Messier 40

Observation Notes:

I wasn’t planning on doing a full-blown observation and sketch of M40 when I did. Which is to say: at the All Arizona Messier Marathon. I hadn’t done any research on it before heading 250 miles south to Arizona City. When the time came to find it, I realized all too late that my star atlas didn’t have it marked, and the rough finder chart I was using just plopped me in the general vicinity. Well, there are several double-star candidates in the area, folks. I didn’t know which was which. I kept panning around the area thinking ‘Oy, one of these doubles has got to jump out at me right?” After listening to me gripe about it for going on a half hour, my observing neighbor, John Moschinger, slewed over to it. I had a look through his scope and Telrad finder, but I just wasn’t 100% certain.

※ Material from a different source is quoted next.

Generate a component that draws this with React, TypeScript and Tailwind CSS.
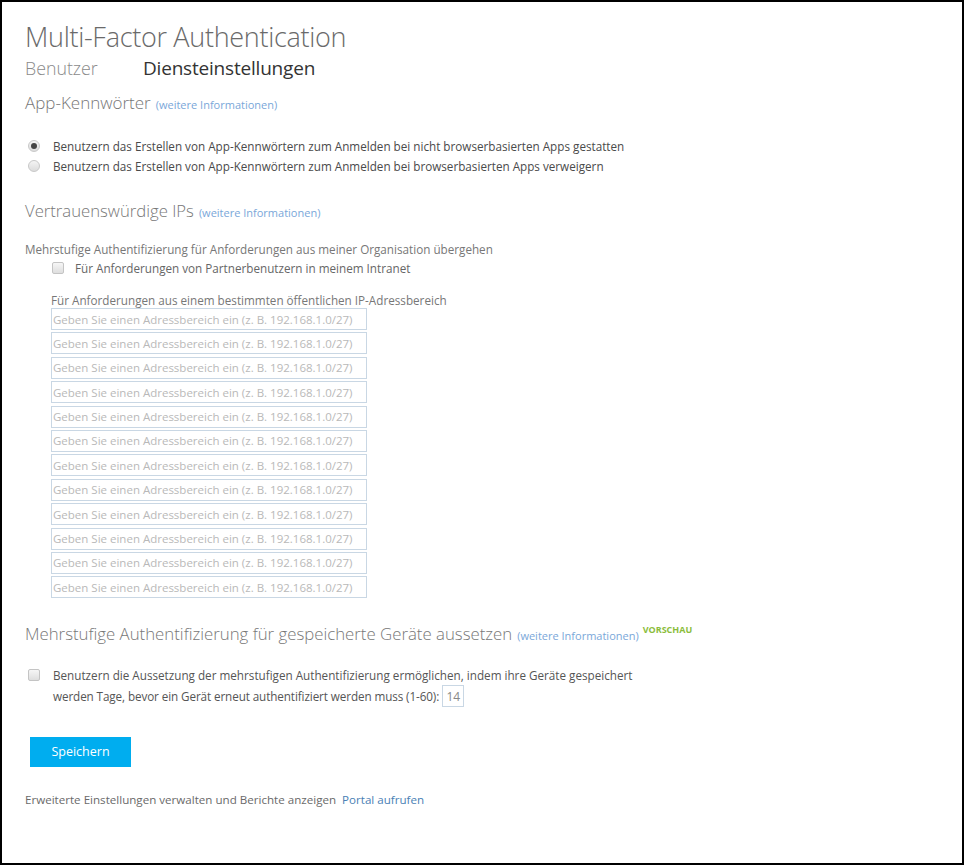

So I horsed around with it for another twenty minutes, when out of the darkness, a figure appeared, silhouetted by the Tucson light dome. The figure sounded an awful lot like Don Machholz. I announced to the figure that sounded like Don Machholz that M40 was about to whup me. The figure offered to take a look, so I re-centered the view and he confirmed that yup, I had M40 in the view. He described which double star was the real deal. So I took a look, and precisely centered on what he had described. He took another look and said I had it. BAM! So you know what he says next, right? “Oh by the way, I’m Don Machholz.” …to which I said, “Yeah, I kinda figured, Don. It’s me, Jeremy Perez from Flagstaff…(the geek who took a picture of you and Brent earlier)…Uhm…Thanks man, you made my night! Thankyou thankyou thankyou!“.

So anyway, I couldn’t move on without sketching that crafty pair of stars. (See the double dead-center in the sketch.)


This double star was catalogued by Charles Messier in 1764. He found it while searching for a nebula that was wrongly reported in the area by Johann Hevelius. The two stars are currently separated by 49″. The latest data on the pair, according to Richard L. Nugent concludes that they are an optical pair of stars, rather than gravitationally bound.

Subject M40 (WNC 4)
Classification Double Star
Position* Ursa Major [RA: 12:22:16.1 / Dec: +58:05:04]
Separation* 49″/
Brightness* 9.0/9.3
Date/Time March 25, 2006 – 11:00 PM
(March 26, 2005 – 06:00 UT)
Observing Loc. Farnsworth Ranch, Arizona City, AZ
Instrument Orion SVP 6LT Reflector (150 mm dia./1200 mm F/L)
Eyepieces/Mag. 32 mm (37.5X)
Conditions Partly Cloudy, Breezy, 61°F
Seeing 3/10
Transparency Mag 6.0+ NELM
*Sources Orion’s The Sky Software
NGC/IC Project

*Based on published data.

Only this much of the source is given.